- 216 -

Конец лагерей

 

В лагере через двор с кружкой идешь - уборная во дворе, блатнячки кричат: - Смотри, больная! подмывается! - им странно это. Уборная дощатая, ветер снизу со снегом.

Мороз, метель. За дровами вечером для лагеря посылают на сопки, и себе немного оставишь, а охрана на входе все себе отбирает.

В войну политических не выпускали. Мой срок кончился в апреле сорок пятого. Когда война кончилась, вышел указ - не выпускать. Вызывали в лагерную контору - учетно-распределительную часть, УРЧ, и давали расписаться, что "сидеть до особого распоряжения". Сидеть без срока очень трудно, и я заболела. У меня начались припадки, вроде падучей. Днем ничего, а ночью во сне я кричала, так что просыпался весь барак, двести человек. И во время этих припадков меня подбрасывало чуть ли не на аршин от нар.

Наконец вышло распоряжение - тех, кто отличился ударной работой, выпускать. Мой начальник стал за меня хлопотать. Ведь я у него работала за пятерых: бухгалтера, экономиста, плановика, учетчика, нормировщика - и вдобавок за него самого.

В Магадане были двадцать две котельные, наша - центральная. В конце каждого месяца надо было сдавать отчет, а к отчету прилагалась таблица - огромная простыня цифр с показателями за каждый день и с итогами по декадам и за весь месяц. Эту таблицу надо было всю сосчитать. Когда начальник первый раз попросил меня это сделать, я думала, не смогу.

- Зиновий Михайлович, как же так? там надо считать по сложным формулам.

 

- 217 -

- Ничего, Ольга Григорьевна, я вас научу считать на логарифмической линейке, вы все на лету схватываете, научитесь и этому.

И действительно, сейчас я уже забыла, как это делать, а тогда научилась, и все эти отчеты составляла сама. В управлении котельных заметили, что отчеты сильно изменились по стилю - а у меня есть способность собирать все в узлы, все мысли, это знали и в МК, и в ЦК за это меня ценили - и просили начальника отдать меня туда, писать отчеты для Москвы. Но он не отдал.

Работала я за семерых, а получала лагерные семь рублей в месяц. На эти деньги можно было купить пачку махорки. Но я еще подрабатывала, стирала сотрудникам белье. За штуку белья платили рубль, получалось до двухсот рублей в месяц.

Один раз я вешала белье, зэки костер развели, мне чаю дают - на, выпей. Я выпила. Они смеются. Я стирала рубашки, кальсоны, трудно, все очень грязное, все руки собьешь, пока отстираешь. И вешать трудно - таз тяжелый, веревка высоко, не дотянешься. И вдруг меня будто над землей поднимает. Белье вешаю, растрясаю, поднимаю - и мне не тяжело, я словно бабочка около этих веревок порхаю. А это не чай, а чифир был, целую пачку чая в котелок бросят и варят. Через два часа началось страшное сердцебиение. Потом уже всегда отказывалась.

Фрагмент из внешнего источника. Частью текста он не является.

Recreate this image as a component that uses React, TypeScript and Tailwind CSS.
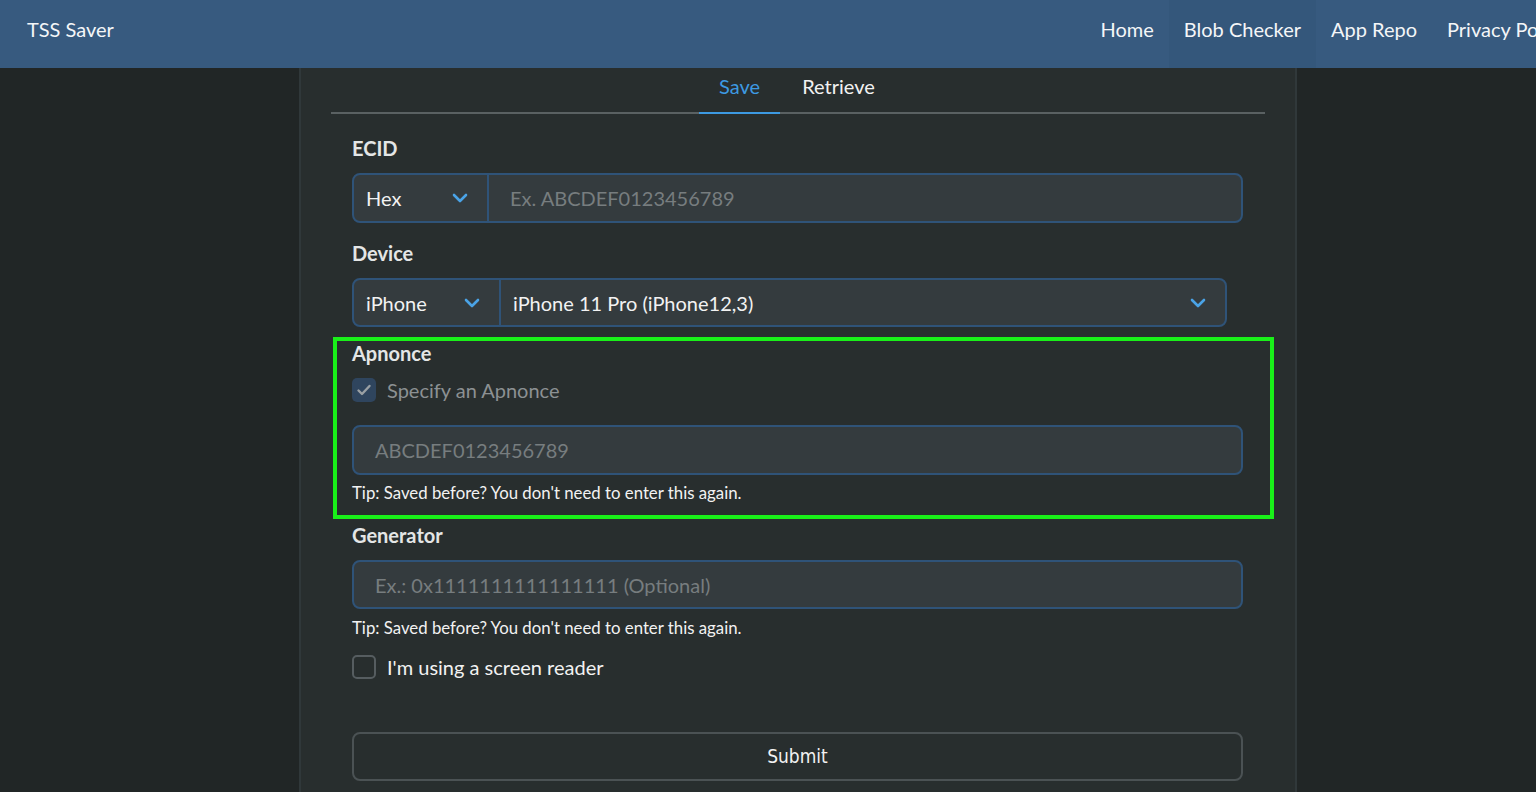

Еще я вышивала и убирала квартиры инженерам, сотрудникам котельной. Лагерные женщины укоряли меня:

- Что вы унижаетесь, туалеты им моете?

Ведь когда квартиру моют, надо помыть и туалет.

А я говорила: - А по-моему, трудиться не унизительно, унизительно заниматься воровством или проституцией, а труд человека не унижает.

Каждый месяц я покупала пачку сахара или пачку масла. И посылала деньги Джане в Барановку. Это делалось через вольных. Вольные мне тоже говорили:

- Зачем вы это делаете? Ведь сейчас на материке буханка хлеба или два килограмма картошки стоят двести рублей.

Но я думала - ничего, пусть у нее будут деньги купить буханку хлеба.

Действительно, когда потом я приехала в Москву, буханка хлеба на рынке стоила восемьдесят рублей, и мы с мамой покупали, у нас ведь не было хлебных карточек.

Однажды я убиралась в кладовке. Там столько было всего на полках понаставлено! Конечно я ничего не тронула. А когда вышла, хозяйка говорит: я за тобой в замочную скважину подсмотрела, ты ничего не тронула. Зачем я трону? маме на сохранение серебряные вазы давали, и одна даже не в списке была, она и эту отдала. Нет, нет, вы возьмите, это не моя.